I discovered Varma, along with most of the other Indian bloggers and Tweeters, in the wake of the attack on the Bombay Palace hotel in Mumbai a couple of years ago. He is also the editor of the opinion section of Yahoo News India where this post appeared.
Andrew Ross
In The Case for Scholarly Reporting, prolific documenter and critic of American culture, Andrew Ross, writes a really engaging account of his search for a voice and orientation as a public intellectual who has tried to marry ethnography with investigative journalism in his practice. In the process of mapping his own trajectory Ross also fluidly sketches the movement in leftwing scholarship over the last few decades and the history of the field of American Studies.
. . . it took me a long time to work off the habits of my training and find my own voice as a practitioner of scholarly reporting—the genre in which I have come to feel most comfortable. There were particular obstacles in the path.
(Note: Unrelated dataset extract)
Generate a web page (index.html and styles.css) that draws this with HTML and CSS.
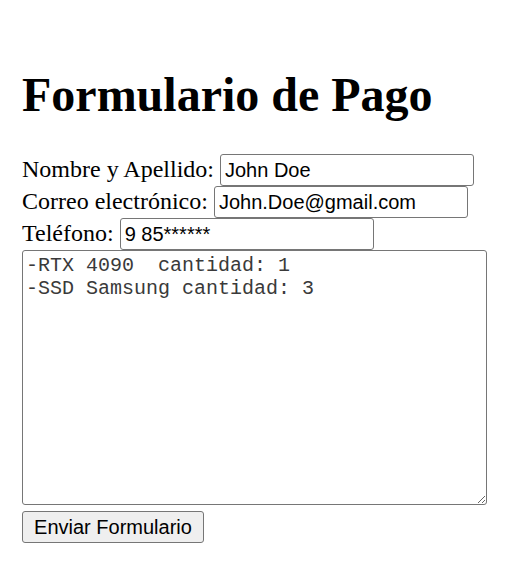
FILE: index.html
```html
<!DOCTYPE html>
<html lang="es">
<head>
<meta charset="utf-8">
<title>Formulario de Pago</title>
<link rel="stylesheet" href="styles.css">
</head>
<body>
<h1 class="title">Formulario de Pago</h1>
<form class="form">
  <div class="row">
    <label class="label" for="nombre">Nombre y Apellido:</label>
    <input class="field" id="nombre" type="text" value="John Doe">
  </div>
  <div class="row">
    <label class="label" for="correo">Correo electrónico:</label>
    <input class="field" id="correo" type="email" value="John.Doe@gmail.com">
  </div>
  <div class="row">
    <label class="label" for="tel">Teléfono:</label>
    <input class="field" id="tel" type="text" value="9 85******">
  </div>
  <textarea class="items">-RTX 4090  cantidad: 1
-SSD Samsung cantidad: 3</textarea>
  <div class="actions">
    <button class="submit" type="button">Enviar Formulario</button>
  </div>
</form>
</body>
</html>
```

FILE: styles.css
```css
html, body {
  background: #ffffff;
}
body {
  margin: 0;
  padding: 36px 22px 0;
  font-family: "Liberation Serif", "Times New Roman", serif;
  font-size: 24px;
  color: #000;
}
.title {
  margin: 32px 0 33px;
  font-size: 48px;
  line-height: 53px;
  font-weight: bold;
}
.form {
  display: flex;
  flex-direction: column;
  align-items: flex-start;
}
.row {
  display: flex;
  align-items: baseline;
  gap: 6px;
  height: 32px;
}
.label {
  font-size: 24px;
}
.field {
  box-sizing: border-box;
  width: 254px;
  height: 32px;
  margin: 0;
  padding: 0 4px;
  border: 1px solid #767676;
  border-radius: 3px;
  font-family: "Liberation Sans", Arial, sans-serif;
  font-size: 20px;
  color: #000;
  background: #fff;
}
.items {
  box-sizing: border-box;
  width: 465px;
  height: 255px;
  margin: 0;
  padding: 3px 3px;
  border: 1px solid #767676;
  border-radius: 3px;
  font-family: "Liberation Mono", "Courier New", monospace;
  font-size: 20px;
  line-height: 23px;
  color: #3a3a3a;
  background: #fff;
}
.actions {
  margin-top: 6px;
}
.submit {
  box-sizing: border-box;
  height: 32px;
  width: 182px;
  margin: 0;
  padding: 0 9px;
  border: 1px solid #767676;
  border-radius: 3px;
  background: #efefef;
  font-family: "Liberation Sans", Arial, sans-serif;
  font-size: 20px;
  color: #000;
}
```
I had been trained, first and foremost, as a “reader,” alert, above all, to decoding the secret life of words. This meant that I was not a very good listener, especially to the spoken testimony of others.
By the way Andrew has written about Jamaican culture and music in his 1998 essay “Mr. Reggae DJ, Meet the International Monetary Fund in which he describes reggae as “the sound of cultural justice worldwide”. The essay documents the rise of ‘cultural’ reggae, and speculates on its emergence at that particular moment. In the process he disproves Ian Boyne’s thesis that it is a clutch of star-struck University of the West Indies academics who’ irresponsibly’ promote dancehall and DJs by focusing benevolent analytical attention on them. But more on all that in a post on the subject at some later date.
A Hazel Dooney watercolour
In a really good post on copyright, new media and artists’ rights blogger Barney Davey republishes a blogpost by Australian artist Hazel Dooney, one of the most outspoken writers i’ve come across. Dooney who blogs frankly about her life as a successful artist operating without a backing gallery, her fragile psychological states, her admission to a medical facility and her escape from it has useful knowledge to impart on how and when to assert one’s copyright in a world mediated by the internet. As Davey says:
I believe what Dooney is stressing is important and that we cannot avoid assessing the reality of how digital media and our interconnectedness truly have changed everything. What was will never be again. Facing what is and making it work for you is the only reality and only way to make headway in the shifting paradigms we face. Sitting still is not the answer. The famous Will Rogers saying hold’s up well here. “Even if you are on the right track, you will get run over if you just sit there.”
We don’t take shit from anyone, so don’t lie to us or give a load of bullshit. We spend all day separating fact from fiction, listening to PR cronies and dealing with slimy politicians. If you make us do the same with you, you’re just gonna piss us off. And don’t think we’ll be quiet about it. We’ll respond with the vengeance of an Op-Ed page railing against society’s injustices — and we’ll enjoy doing it.
Just tell us the truth. We can handle it.
Hope you enjoy these picks from my weekly archive of favourite articles, blogposts, tweets and random texts and images.